3. Nonprofit may not mean reputable. Nonprofit debt relief firms may seem to be a safer option, but beware – in some cases, these nonprofit debt relief organizations funnel money to a for-profit companies, while providing you with little or no real benefit. A true nonprofit credit-counseling organization will help you to get concessions from your creditors such as a lower interest rate or waived late fees, and will provide solid advice on how to improve your situation.

4. Ask questions. When you are deciding on which debt relief company to use, make sure to ask questions regarding how the service works. Be certain your credit counselor spends at least 20-30 minutes evaluating your particular situation, and offers advice based upon that evaluation, rather than canned responses. Be wary of any promises that seem to be too good to be true, or that don’t take into account the reality of your situation.

5. Get it in writing. Make certain that your agreement with the debt relief company says the same thing on paper as you discussed over the phone – ask for clarification of any points that you do not understand, and make certain they discuss the impact that their service could have on your credit score.

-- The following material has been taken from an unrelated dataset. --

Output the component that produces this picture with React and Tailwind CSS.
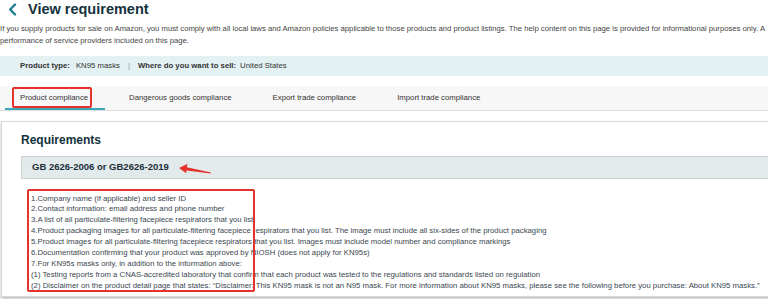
import React from "react";

const lines = [
  "1.Company name (if applicable) and seller ID",
  "2.Contact information: email address and phone number",
  "3.A list of all particulate-filtering facepiece respirators that you list",
  "4.Product packaging images for all particulate-filtering facepiece respirators that you list. The image must include all six-sides of the product packaging",
  "5.Product images for all particulate-filtering facepiece respirators that you list. Images must include model number and compliance markings",
  "6.Documentation confirming that your product was approved by NIOSH (does not apply for KN95s)",
  "7.For KN95s masks only, in addition to the information above:",
  "(1) Testing reports from a CNAS-accredited laboratory that confirm that each product was tested to the regulations and standards listed on regulation",
  "(2) Disclaimer on the product detail page that states: \u201CDisclaimer: This KN95 mask is not an N95 mask. For more information about KN95 masks, please see the following before you purchase: About KN95 masks.\u201D",
];

export default function App() {
  return (
    <div className="w-[768px] h-[299px] overflow-hidden bg-white font-['Liberation_Sans',Arial,sans-serif] text-[#3a4750]">
      {/* Title */}
      <div className="flex items-center h-[19px] pl-[8px] gap-[11px]">
        <svg width="9" height="13" viewBox="0 0 9 13" className="shrink-0">
          <path d="M7 1.5 L2.2 6.5 L7 11.5" fill="none" stroke="#1f7d8f" strokeWidth="2.4" strokeLinecap="round" strokeLinejoin="round" />
        </svg>
        <h1 className="text-[14.5px] font-bold text-[#14323c] leading-[19px]">View requirement</h1>
      </div>

      {/* Description */}
      <p className="mt-[4px] text-[7.7px] leading-[12px] whitespace-nowrap text-[#444]">
        If you supply products for sale on Amazon, you must comply with all local laws and Amazon policies applicable to those products and product listings. The help content on this page is provided for informational purposes only. A
        <br />
        performance of service providers included on this page.
      </p>

      {/* Info bar */}
      <div className="mt-[9px] h-[20px] bg-[#e4f1f3] flex items-center pl-[20px] text-[7.75px] text-[#333] whitespace-nowrap">
        <span className="font-bold">Product type:</span>
        <span className="ml-[6px]">KN95 masks</span>
        <span className="mx-[8px] text-[#999]">|</span>
        <span className="font-bold">Where do you want to sell:</span>
        <span className="ml-[4px]">United States</span>
      </div>

      {/* Tabs */}
      <div className="mt-[10px] h-[25px] bg-[#f7f7f7] border-b border-[#dcdcdc] flex items-stretch pl-[4px] gap-[9px] text-[7.75px] text-[#333] whitespace-nowrap">
        <div className="relative flex items-center px-[16px]">
          <span>Product compliance</span>
          <div className="absolute left-[8px] top-[1px] w-[80px] h-[21px] border-2 border-[#e5322d] rounded-[2px]" />
          <div className="absolute left-[1px] right-[-1px] bottom-0 h-[2px] bg-[#3aa7b9]" />
        </div>
        <div className="flex items-center px-[16px]">Dangerous goods compliance</div>
        <div className="flex items-center px-[16px]">Export trade compliance</div>
        <div className="flex items-center px-[16px]">Import trade compliance</div>
      </div>

      {/* Panel */}
      <div className="mt-[10px] ml-[1px] w-[800px] border border-[#d5d9d9] shadow-[0_2px_3px_rgba(0,0,0,0.25)] pl-[19px] pt-[10px] pb-[4px]">
        <h2 className="text-[12px] font-bold leading-[16px] text-[#14323c]">Requirements</h2>
        <div className="relative mt-[8px] h-[23px] bg-[#e3eaec] border border-[#c9d3d5] flex items-center pl-[10px]">
          <span className="text-[9.5px] font-bold text-[#1b2f38]">GB 2626-2006 or GB2626-2019</span>
          <svg className="absolute left-[155px] top-[5px]" width="36" height="14" viewBox="0 0 36 14">
            <path d="M2 6 L10.5 1.8 L9.8 5.2 L34 10.4 L33.6 11.6 L9.4 8.4 L9.2 11.2 Z" fill="#e5322d" />
          </svg>
        </div>
        <div className="relative mt-[10px] pt-[4.5px] pl-[10px] text-[7.75px] leading-[10.9px] whitespace-nowrap text-[#3a4750]">
          {lines.map((l, i) => (
            <div key={i}>{l}</div>
          ))}
          <div className="absolute left-[6px] top-0 w-[228px] h-[103px] border-2 border-[#e5322d] rounded-[2px]" />
        </div>
      </div>
    </div>
  );
}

6. Be wary of upfront fees. Most reputable debt relief companies won’t charge a large start-up fee in order to enroll you in their program. If it costs more than $50 to start, it may be a scam.

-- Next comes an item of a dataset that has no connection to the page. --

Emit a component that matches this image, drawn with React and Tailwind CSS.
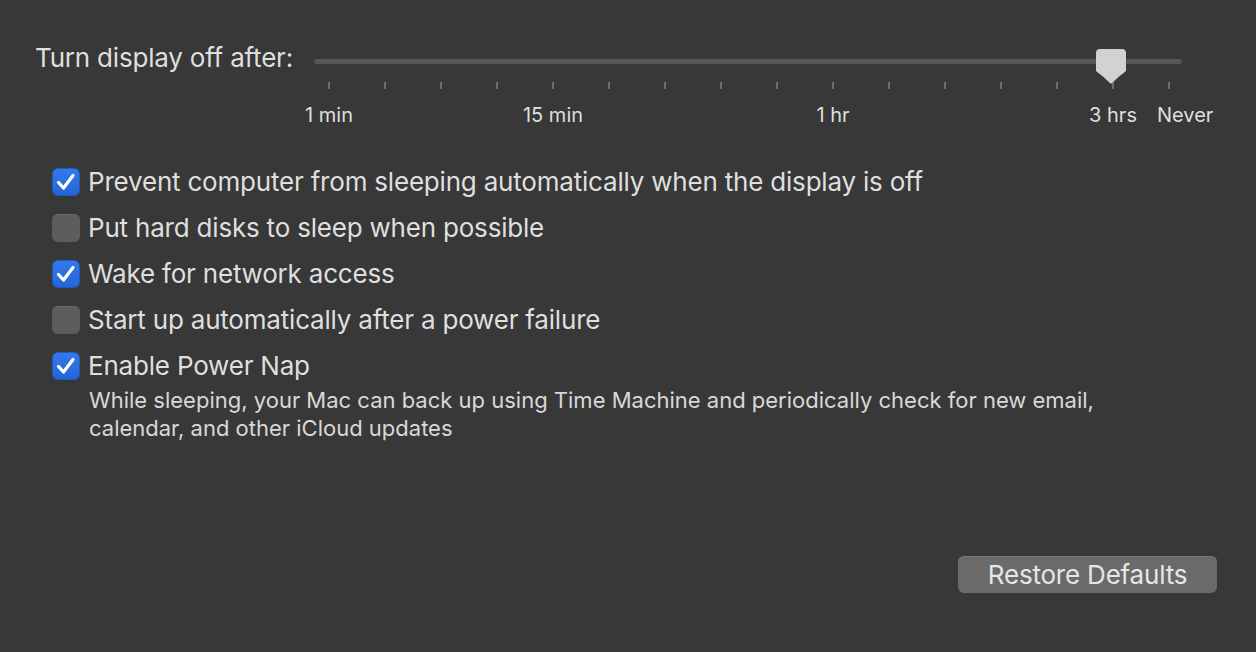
import React from 'react';

const ticks = Array.from({ length: 16 });

const labels = [
  { text: '1 min', left: 'left-[15px]' },
  { text: '15 min', left: 'left-[239px]' },
  { text: '1 hr', left: 'left-[519px]' },
  { text: '3 hrs', left: 'left-[799px]' },
];

const options = [
  { label: 'Prevent computer from sleeping automatically when the display is off', checked: true },
  { label: 'Put hard disks to sleep when possible', checked: false },
  { label: 'Wake for network access', checked: true },
  { label: 'Start up automatically after a power failure', checked: false },
  { label: 'Enable Power Nap', checked: true },
];

const Checkbox = ({ checked }) =>
  checked ? (
    <div className="w-[28px] h-[28px] rounded-[6px] bg-gradient-to-b from-[#3478ec] to-[#2466d6] border border-[#1e5cc4] flex items-center justify-center shrink-0">
      <svg width="20" height="18" viewBox="0 0 20 18" fill="none">
        <path d="M2.5 9.5 L7.5 15 L17 2.5" stroke="#ffffff" strokeWidth="3.2" strokeLinecap="round" strokeLinejoin="round" />
      </svg>
    </div>
  ) : (
    <div className="w-[28px] h-[28px] rounded-[6px] bg-[#5d5d5d] border-t border-[#6a6a6a] shrink-0" />
  );

const Thumb = () => (
  <svg width="30" height="35" viewBox="0 0 30 35" className="absolute left-[782px] top-[4px]">
    <path d="M4 0 H26 Q30 0 30 4 V22 Q22 28 15.5 34.5 H14.5 Q8 28 0 22 V4 Q0 0 4 0 Z" fill="#d2d2d2" />
  </svg>
);

export default function App() {
  return (
    <div className="w-[1256px] h-[652px] bg-[#383838] flex flex-col font-['Inter',_'Liberation_Sans',_sans-serif] text-[#dfdfdf] overflow-hidden">
      {/* slider row */}
      <div className="flex pt-[45px] pl-[35px]">
        <div className="w-[279px] text-[26px] leading-[26px] tracking-[-0.2px]">Turn display off after:</div>
        <div className="relative w-[900px] h-[90px]">
          <div className="mt-[14px] w-[868px] h-[5px] rounded-full bg-[#575757]" />
          <div className="mt-[18px] ml-[14px] w-[842px] flex justify-between">
            {ticks.map((_, i) => (
              <div key={i} className="w-[2px] h-[7px] bg-[#6c6c6c]" />
            ))}
          </div>
          <Thumb />
          {labels.map((l) => (
            <div key={l.text} className={`absolute top-[58px] ${l.left} -translate-x-1/2 text-[20px] leading-[24px] whitespace-nowrap`}>
              {l.text}
            </div>
          ))}
          <div className="absolute top-[58px] left-[843px] text-[20px] leading-[24px]">Never</div>
        </div>
      </div>

      {/* checkboxes */}
      <div className="mt-[33px] pl-[52px] flex flex-col gap-[18px]">
        {options.map((o) => (
          <div key={o.label} className="flex items-center gap-[8px] h-[28px]">
            <Checkbox checked={o.checked} />
            <span className="text-[26px] leading-[28px] tracking-[-0.2px] whitespace-nowrap">{o.label}</span>
          </div>
        ))}
      </div>
      <p className="mt-[6px] ml-[89px] w-[1040px] text-[22px] leading-[28px] text-[#d8d8d8]">
        While sleeping, your Mac can back up using Time Machine and periodically check for new email, calendar, and other iCloud updates
      </p>

      {/* footer */}
      <div className="mt-auto pb-[59px] pr-[39px] flex justify-end">
        <button className="w-[259px] h-[37px] rounded-[6px] bg-[#6a6a6a] border-t border-[#787878] text-[26px] leading-[30px] tracking-[-0.2px] text-[#e6e6e6]">
          Restore Defaults
        </button>
      </div>
    </div>
  );
}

7. Check the BBB. No matter which company you decide to use, always check their standings with the Better Business Bureau – excessive complaints are a sure sign that the company may not have its clients’ best interests in mind.

Debt relief companies can seem like a good idea when you find yourself in over your head with creditors, but the truth of the matter is that these companies can often be risky investments at best. At worst, you could see your credit score plummet and interest rates increase due to late fees and other penalties imposed by your creditors. The best advice when dealing with debt relief companies is to do your research and be certain that the services the company offers are worth the potential consequences.